Rome 2009, Day 7
Women's 800m freestyle final
Roll on 2010? “Yes, definitely,” said the latest Olympic champion to fall under the weight of a bodysuited assault. Where Kirsty Coventry and Michael Phelps managed to step in a LZR and fight back, Rebecca Adlington could not quite manage it, just as Park Tae-hwan had not managed it either.
The gold went to Lotte Friis (DEN) in 8:15.92, the silver to Joanne Jackson (GBR) in 8:16.66, the bronze to Alessia Filippi (ITA) in 8:17.21, 0.69sec ahead of the Olympic champion and world record holder.
Before the 800m final, Adlington turned to teammate Jo Jackson and said: “This is the last time we’ll wear suits.” Friends and rivals smiled at each other and then raced in a final full of the difference of the moment.
To be clear, the Brit lost because she swam slower than she did in Beijing, from the start. She and Romanian Camelia Potec’s R-Evolution were the only fashion-fast suits of 2008 in the race. Of the top five in the race, Adlington and Potec were the only ones not to set best times. They finished 4th and 5th. Who knows whether things would have been the same under different circumstances? No-one - and that’s the point.

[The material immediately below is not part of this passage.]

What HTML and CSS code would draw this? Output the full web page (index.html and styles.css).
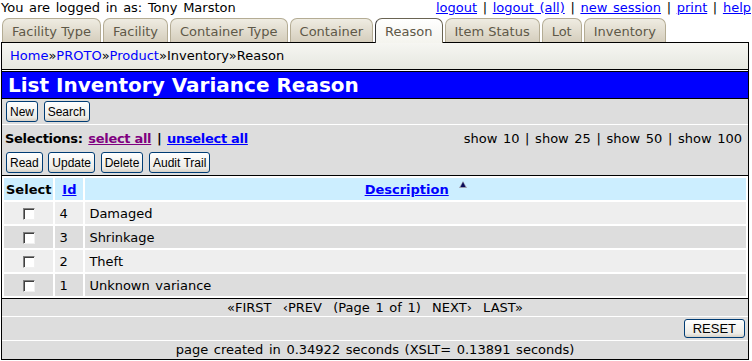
FILE: index.html
```html
<!DOCTYPE html>
<html lang="en">

<head>
    <meta charset="UTF-8">
    <title>List Inventory Variance Reason</title>
    <link rel="stylesheet" href="styles.css">
</head>

<body>
    <div class="topbar">
        <span>You are logged in as: Tony Marston</span>
        <span class="toplinks">
            <a href="#">logout</a> | <a href="#">logout (all)</a> | <a href="#">new session</a> | <a href="#">print</a> | <a href="#">help</a>
        </span>
    </div>

    <div class="tabs">
        <span class="tab">Facility Type</span>
        <span class="tab">Facility</span>
        <span class="tab">Container Type</span>
        <span class="tab">Container</span>
        <span class="tab active">Reason</span>
        <span class="tab">Item Status</span>
        <span class="tab">Lot</span>
        <span class="tab">Inventory</span>
    </div>

    <div class="page">
        <div class="navbar">
            <a href="#">Home</a>»<a href="#">PROTO</a>»<a href="#">Product</a>»Inventory»Reason
        </div>

        <div class="main">
            <h1 class="title">List Inventory Variance Reason</h1>

            <div class="actions">
                <button class="btn">New</button>
                <button class="btn">Search</button>
            </div>

            <div class="selections">
                <div class="sel-row">
                    <span><b>Selections:</b> <a href="#" class="visited">select all</a> <b>|</b> <a href="#">unselect all</a></span>
                    <span>show 10 | show 25 | show 50 | show 100</span>
                </div>
                <div class="sel-buttons">
                    <button class="btn">Read</button>
                    <button class="btn">Update</button>
                    <button class="btn">Delete</button>
                    <button class="btn">Audit Trail</button>
                </div>
            </div>

            <table class="list">
                <thead>
                    <tr>
                        <th class="col-select">Select</th>
                        <th class="col-id"><a href="#">Id</a></th>
                        <th><a href="#">Description</a>
                            <svg class="sort" width="8" height="7" viewBox="0 0 8 7"><path d="M4 0 L8 7 L0 7 Z" fill="#9a9aa8"/><path d="M4 1 L6.5 6 L1.5 6 Z" fill="#0a0a5a"/></svg>
                        </th>
                    </tr>
                </thead>
                <tbody>
                    <tr class="odd"><td class="center"><span class="check"></span></td><td>4</td><td>Damaged</td></tr>
                    <tr class="even"><td class="center"><span class="check"></span></td><td>3</td><td>Shrinkage</td></tr>
                    <tr class="odd"><td class="center"><span class="check"></span></td><td>2</td><td>Theft</td></tr>
                    <tr class="even"><td class="center"><span class="check"></span></td><td>1</td><td>Unknown variance</td></tr>
                </tbody>
            </table>

            <div class="pagination">«FIRST &nbsp;‹PREV &nbsp;(Page 1 of 1) &nbsp;NEXT› &nbsp;LAST»</div>

            <div class="reset-row">
                <button class="btn reset">RESET</button>
            </div>

            <div class="footer">page created in 0.34922 seconds (XSLT= 0.13891 seconds)</div>
        </div>
    </div>
</body>

</html>
```

FILE: styles.css
```css
body {
    margin: 0;
    font-family: "DejaVu Sans", Verdana, sans-serif;
    font-size: 13px;
    word-spacing: 1.5px;
    color: #000;
    background-color: #fff;
}

a {
    color: #0000ff;
}

a.visited {
    color: #800080;
}

.topbar {
    display: flex;
    justify-content: space-between;
    height: 17px;
    line-height: 15px;
    padding: 0 1px 0 1px;
}

/* tabs */
.tabs {
    display: flex;
    gap: 2px;
    margin-left: 2px;
    height: 25px;
    align-items: flex-end;
}

.tab {
    height: 23px;
    line-height: 25px;
    padding: 0 9px;
    color: #5e5848;
    background: linear-gradient(#efece2, #d5cebd);
    border: 1px solid #b4ac94;
    border-bottom: none;
    border-radius: 7px 7px 0 0;
    word-spacing: 0;
}

.tab.active {
    background: linear-gradient(#ffffff, #f4f4ee);
    border-color: #6a6452;
    border-left-color: #333;
    position: relative;
    margin-bottom: -1px;
    height: 24px;
}

/* breadcrumb box */
.page {
    margin: 0 3px 0 1px;
    border: 1px solid #000;
}

.navbar {
    height: 26px;
    line-height: 25px;
    padding-left: 8px;
    background: linear-gradient(#f6f6f2, #e6e8e0);
    border-bottom: 1px solid #000;
}

.navbar a {
    text-decoration: none;
}

.main {
    margin-top: 1px;
    border-top: 1px solid #000;
    background-color: #dddddd;
}

.title {
    margin: 0;
    height: 26px;
    line-height: 26px;
    padding-left: 6px;
    background-color: #0000ff;
    color: #fff;
    font-size: 20px;
    font-weight: bold;
    word-spacing: 0;
    border-bottom: 1px solid #000;
}

.btn {
    font-family: "Liberation Sans", Arial, sans-serif;
    font-size: 12px;
    word-spacing: 0;
    height: 21px;
    padding: 0 3px;
    color: #000;
    background: linear-gradient(#ffffff, #ecebe6 80%, #d6d0c5);
    border: 1px solid #003c74;
    border-radius: 3px;
    margin-right: 0;
}

.actions {
    padding: 2px 3px 2px 4px;
    height: 21px;
    border-bottom: 1px solid #fff;
}

.sel-row {
    display: flex;
    justify-content: space-between;
    height: 27px;
    line-height: 28px;
    padding: 0 6px 0 3px;
}

.sel-row b,
.sel-row a {
    font-weight: bold;
    word-spacing: 0;
    letter-spacing: -0.3px;
}

.sel-buttons {
    padding: 0 3px 1px 4px;
    height: 22px;
    border-bottom: 1px solid #000;
}

.list {
    width: 100%;
    border-spacing: 2px;
    background-color: #fff;
    border-bottom: 1px solid #000;
}

.list th {
    height: 22px;
    background-color: #cceeff;
    padding: 0 2px;
}

.list th a {
    color: #0000ff;
}

.col-select {
    width: 43px;
}

.col-id {
    width: 24px;
}

.sort {
    vertical-align: 6px;
    margin-left: 4px;
}

.list td {
    height: 22px;
    padding: 0 0 0 4px;
}

.list td.center {
    text-align: center;
    padding: 0;
}

.odd td {
    background-color: #eeeeee;
}

.even td {
    background-color: #dddddd;
}

.check {
    display: inline-block;
    width: 10px;
    height: 10px;
    vertical-align: middle;
    background-color: #fff;
    border: 1px solid;
    border-color: #808080 #f0f0f0 #f0f0f0 #808080;
    box-shadow: inset 1px 1px 0 #404040;
}

.pagination {
    text-align: center;
    height: 17px;
    line-height: 18px;
    border-bottom: 1px solid #fff;
}

.reset-row {
    text-align: right;
    height: 24px;
    padding-top: 2px;
    box-sizing: border-box;
    border-bottom: 1px solid #fff;
}

.reset-row .btn {
    margin-right: 3px;
    height: 19px;
    font-size: 13px;
    padding: 0 8px;
}

.footer {
    text-align: center;
    height: 18px;
    line-height: 17px;
}
```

The five women swam pratically in a line the whole way but it was Friis who piled on the pressure with 200m to go. Two laps later, Potec had gone, the Brits were hanging on and Filippi was responding to a Roman crowd on its feet. The Italian turned almost level with Friis going into the last length but the Dane found 1.14sec more speed in her X-Glide than Filippi found in her jaked01. Jackson and her Hydrofoil produced the fastest last 50 in the race, 29.17, for the silver, leaving Adlington in her wake, but battling to the end to finish 3.8sec outside the world record she set in Beijing last year.
Friis said: “It’s a dream. It’s not sunk in. In the last 200m I decided to speed up and try to get away. I had no doubt I’d win after the last turn.”
Jackson said: “It was a very tough race. The schedule, with relays, has really taken it out of Becky and me. I’m very happy with that, though. I didn’t expect a silver. It was my last swim of the meet and I felt great down the last 50.”
Filippi said that she was so tired she couldn’t walk. She had hoped to get to the world record, after having passed the 800m on the way to victory over 1,500m in 8:20.
Adlington said: “That was so tough. Just to come back a year after the Olympics - there's nothing like the Olympics. I really felt the pressure of expectation today. I thought I was coping with it but I'm obviously not dealing with it as well as I thought I would,” said Adlington.